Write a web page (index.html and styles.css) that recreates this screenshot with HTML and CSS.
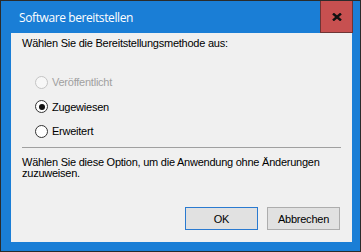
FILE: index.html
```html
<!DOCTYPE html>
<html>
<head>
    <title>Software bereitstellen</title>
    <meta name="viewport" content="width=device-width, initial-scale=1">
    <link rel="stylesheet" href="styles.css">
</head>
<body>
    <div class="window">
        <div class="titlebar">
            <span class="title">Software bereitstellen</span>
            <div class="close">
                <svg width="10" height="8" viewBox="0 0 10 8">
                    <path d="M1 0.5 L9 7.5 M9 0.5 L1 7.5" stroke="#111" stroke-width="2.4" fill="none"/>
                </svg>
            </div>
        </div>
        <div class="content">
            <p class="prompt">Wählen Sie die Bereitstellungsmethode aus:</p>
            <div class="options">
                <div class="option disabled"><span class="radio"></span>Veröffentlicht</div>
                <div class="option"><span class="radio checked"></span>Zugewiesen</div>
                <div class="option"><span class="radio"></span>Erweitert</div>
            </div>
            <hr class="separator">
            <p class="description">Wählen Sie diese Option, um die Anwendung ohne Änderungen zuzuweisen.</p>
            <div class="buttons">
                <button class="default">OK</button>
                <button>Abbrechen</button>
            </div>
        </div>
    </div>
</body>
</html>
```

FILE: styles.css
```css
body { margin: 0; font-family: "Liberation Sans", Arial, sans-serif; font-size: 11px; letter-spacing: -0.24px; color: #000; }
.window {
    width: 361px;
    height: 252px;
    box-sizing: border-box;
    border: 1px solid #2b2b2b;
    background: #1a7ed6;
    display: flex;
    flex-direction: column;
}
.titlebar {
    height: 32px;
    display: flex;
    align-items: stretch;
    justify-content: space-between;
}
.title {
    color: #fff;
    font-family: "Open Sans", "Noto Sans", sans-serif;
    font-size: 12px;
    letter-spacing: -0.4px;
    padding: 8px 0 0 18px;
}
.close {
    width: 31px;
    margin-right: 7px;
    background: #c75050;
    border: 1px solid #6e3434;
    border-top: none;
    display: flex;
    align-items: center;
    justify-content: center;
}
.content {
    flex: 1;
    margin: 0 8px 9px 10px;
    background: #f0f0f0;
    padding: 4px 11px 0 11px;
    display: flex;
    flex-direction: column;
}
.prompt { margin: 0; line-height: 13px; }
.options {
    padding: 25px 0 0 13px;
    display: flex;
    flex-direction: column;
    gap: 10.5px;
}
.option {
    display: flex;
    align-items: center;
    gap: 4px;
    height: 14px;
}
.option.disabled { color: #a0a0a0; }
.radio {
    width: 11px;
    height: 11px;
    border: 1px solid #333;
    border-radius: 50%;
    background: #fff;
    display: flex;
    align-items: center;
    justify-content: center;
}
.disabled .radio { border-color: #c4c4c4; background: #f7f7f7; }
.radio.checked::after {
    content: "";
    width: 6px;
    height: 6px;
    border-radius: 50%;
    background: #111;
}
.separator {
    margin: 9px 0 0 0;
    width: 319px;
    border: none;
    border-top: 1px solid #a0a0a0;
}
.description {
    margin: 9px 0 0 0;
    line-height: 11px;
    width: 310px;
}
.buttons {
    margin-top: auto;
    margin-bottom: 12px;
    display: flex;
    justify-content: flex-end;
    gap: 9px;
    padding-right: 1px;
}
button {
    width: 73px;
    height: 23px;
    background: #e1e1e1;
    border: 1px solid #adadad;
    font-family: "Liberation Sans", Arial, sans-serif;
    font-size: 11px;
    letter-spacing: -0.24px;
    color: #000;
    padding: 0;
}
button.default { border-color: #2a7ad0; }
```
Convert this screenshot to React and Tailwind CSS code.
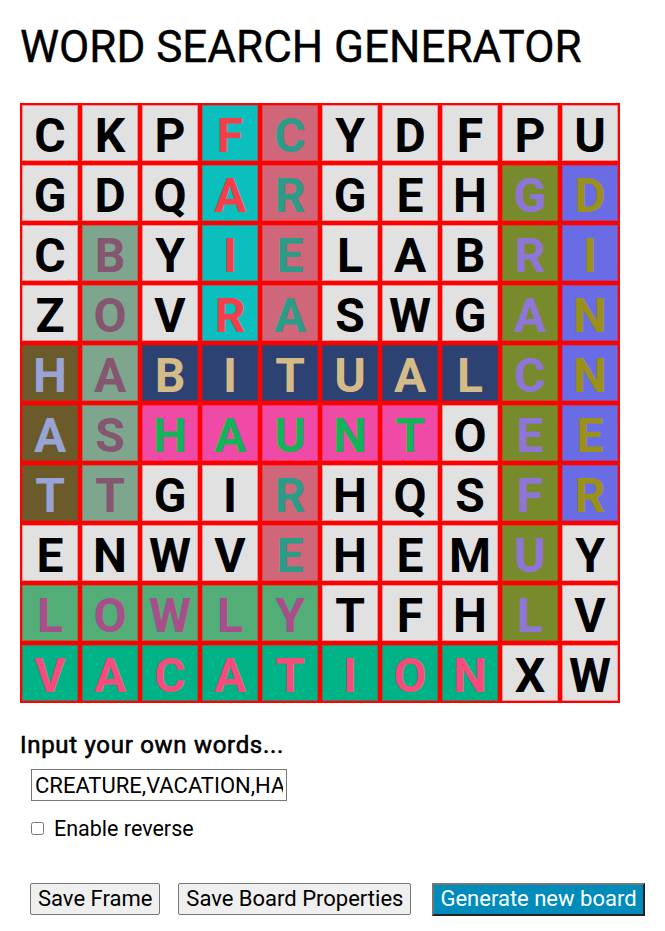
+++
* Goal *
Transcribe the full listing character for character. Pictures are excluded.

* Expected answer *
Write a web page (index.html and styles.css) that recreates this screenshot with HTML and CSS.
FILE: index.html
```html
<!DOCTYPE html>
<html>
<head>
    <title>Software bereitstellen</title>
    <meta name="viewport" content="width=device-width, initial-scale=1">
    <link rel="stylesheet" href="styles.css">
</head>
<body>
    <div class="window">
        <div class="titlebar">
            <span class="title">Software bereitstellen</span>
            <div class="close">
                <svg width="10" height="8" viewBox="0 0 10 8">
                    <path d="M1 0.5 L9 7.5 M9 0.5 L1 7.5" stroke="#111" stroke-width="2.4" fill="none"/>
                </svg>
            </div>
        </div>
        <div class="content">
            <p class="prompt">Wählen Sie die Bereitstellungsmethode aus:</p>
            <div class="options">
                <div class="option disabled"><span class="radio"></span>Veröffentlicht</div>
                <div class="option"><span class="radio checked"></span>Zugewiesen</div>
                <div class="option"><span class="radio"></span>Erweitert</div>
            </div>
            <hr class="separator">
            <p class="description">Wählen Sie diese Option, um die Anwendung ohne Änderungen zuzuweisen.</p>
            <div class="buttons">
                <button class="default">OK</button>
                <button>Abbrechen</button>
            </div>
        </div>
    </div>
</body>
</html>
```

FILE: styles.css
```css
body { margin: 0; font-family: "Liberation Sans", Arial, sans-serif; font-size: 11px; letter-spacing: -0.24px; color: #000; }
.window {
    width: 361px;
    height: 252px;
    box-sizing: border-box;
    border: 1px solid #2b2b2b;
    background: #1a7ed6;
    display: flex;
    flex-direction: column;
}
.titlebar {
    height: 32px;
    display: flex;
    align-items: stretch;
    justify-content: space-between;
}
.title {
    color: #fff;
    font-family: "Open Sans", "Noto Sans", sans-serif;
    font-size: 12px;
    letter-spacing: -0.4px;
    padding: 8px 0 0 18px;
}
.close {
    width: 31px;
    margin-right: 7px;
    background: #c75050;
    border: 1px solid #6e3434;
    border-top: none;
    display: flex;
    align-items: center;
    justify-content: center;
}
.content {
    flex: 1;
    margin: 0 8px 9px 10px;
    background: #f0f0f0;
    padding: 4px 11px 0 11px;
    display: flex;
    flex-direction: column;
}
.prompt { margin: 0; line-height: 13px; }
.options {
    padding: 25px 0 0 13px;
    display: flex;
    flex-direction: column;
    gap: 10.5px;
}
.option {
    display: flex;
    align-items: center;
    gap: 4px;
    height: 14px;
}
.option.disabled { color: #a0a0a0; }
.radio {
    width: 11px;
    height: 11px;
    border: 1px solid #333;
    border-radius: 50%;
    background: #fff;
    display: flex;
    align-items: center;
    justify-content: center;
}
.disabled .radio { border-color: #c4c4c4; background: #f7f7f7; }
.radio.checked::after {
    content: "";
    width: 6px;
    height: 6px;
    border-radius: 50%;
    background: #111;
}
.separator {
    margin: 9px 0 0 0;
    width: 319px;
    border: none;
    border-top: 1px solid #a0a0a0;
}
.description {
    margin: 9px 0 0 0;
    line-height: 11px;
    width: 310px;
}
.buttons {
    margin-top: auto;
    margin-bottom: 12px;
    display: flex;
    justify-content: flex-end;
    gap: 9px;
    padding-right: 1px;
}
button {
    width: 73px;
    height: 23px;
    background: #e1e1e1;
    border: 1px solid #adadad;
    font-family: "Liberation Sans", Arial, sans-serif;
    font-size: 11px;
    letter-spacing: -0.24px;
    color: #000;
    padding: 0;
}
button.default { border-color: #2a7ad0; }
```
Convert this screenshot to React and Tailwind CSS code.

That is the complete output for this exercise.